_INFORMATION SUPPLIED:_

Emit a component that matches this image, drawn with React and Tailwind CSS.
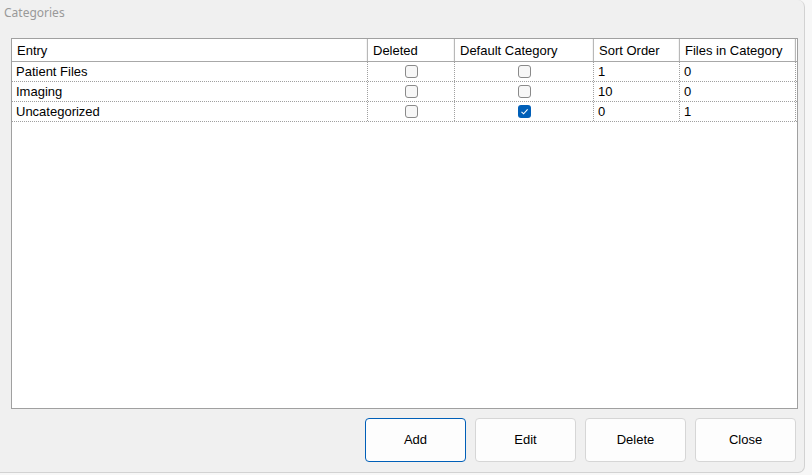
import React from 'react';

const rows = [
  { entry: 'Patient Files', deleted: false, def: false, sort: '1', files: '0' },
  { entry: 'Imaging', deleted: false, def: false, sort: '10', files: '0' },
  { entry: 'Uncategorized', deleted: false, def: true, sort: '0', files: '1' },
];

const Check = ({ checked }) =>
  checked ? (
    <span className="w-[13px] h-[13px] rounded-[3px] bg-[#005fb8] flex items-center justify-center">
      <svg width="9" height="9" viewBox="0 0 9 9">
        <path d="M1.5 4.8 L3.6 6.8 L7.6 2.4" fill="none" stroke="white" strokeWidth="1.1" />
      </svg>
    </span>
  ) : (
    <span className="w-[13px] h-[13px] rounded-[3px] border border-[#8a8a8a] bg-[#f7f7f7]" />
  );

const HeaderCell = ({ w, children }) => (
  <div
    className={`${w} h-full flex items-center pl-[5px] border-r border-[#b8b8b8] shadow-[inset_-1px_0_0_#f4f4f4]`}
  >
    {children}
  </div>
);

const Button = ({ primary, children }) => (
  <button
    className={`w-[101px] h-[44px] rounded-[4px] bg-[#fdfdfd] text-[13px] text-black border ${
      primary ? 'border-[#005fb8]' : 'border-[#d6d6d6]'
    }`}
  >
    {children}
  </button>
);

export default function App() {
  return (
    <div className="w-[812px] h-[475px] bg-[#f7f7f7] font-['Liberation_Sans',Arial,sans-serif] text-[13px] text-black">
      <div className="w-[805px] h-[473px] bg-[#f0f0f0] rounded-r-[7px] border-r border-b border-[#d2d2d2] flex flex-col">
        {/* title */}
        <div className="h-[27px] pl-[4px] pt-[5px] text-[12px] text-[#999999] font-['Noto_Sans',sans-serif] leading-[16px]">
          Categories
        </div>

        {/* grid */}
        <div className="ml-[11px] mt-[11px] w-[787px] h-[371px] border border-[#a0a0a0] bg-white flex flex-col">
          <div className="h-[23px] flex border-b border-[#a8a8a8] bg-white leading-none">
            <HeaderCell w="w-[356px]">Entry</HeaderCell>
            <HeaderCell w="w-[87px]">Deleted</HeaderCell>
            <HeaderCell w="w-[139px]">Default Category</HeaderCell>
            <HeaderCell w="w-[86px]">Sort Order</HeaderCell>
            <HeaderCell w="w-[116px]">Files in Category</HeaderCell>
          </div>
          {rows.map((r) => (
            <div key={r.entry} className="h-[20px] flex border-b border-dotted border-[#a0a0a0] leading-none">
              <div className="w-[356px] flex items-center pl-[4px] border-r border-dotted border-[#a0a0a0]">{r.entry}</div>
              <div className="w-[87px] flex items-center justify-center border-r border-dotted border-[#a0a0a0]">
                <Check checked={r.deleted} />
              </div>
              <div className="w-[139px] flex items-center justify-center border-r border-dotted border-[#a0a0a0]">
                <Check checked={r.def} />
              </div>
              <div className="w-[86px] flex items-center pl-[4px] border-r border-dotted border-[#a0a0a0]">{r.sort}</div>
              <div className="w-[116px] flex items-center pl-[4px] border-r border-dotted border-[#a0a0a0]">{r.files}</div>
            </div>
          ))}
        </div>

        {/* buttons */}
        <div className="mt-[9px] pr-[8px] flex justify-end gap-[9px]">
          <Button primary>Add</Button>
          <Button>Edit</Button>
          <Button>Delete</Button>
          <Button>Close</Button>
        </div>
      </div>
    </div>
  );
}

_YOUR OBJECTIVE:_ Copy all lines from the material that contain "React".

_WORKED SOLUTION:_
Emit a component that matches this image, drawn with React and Tailwind CSS.
import React from 'react';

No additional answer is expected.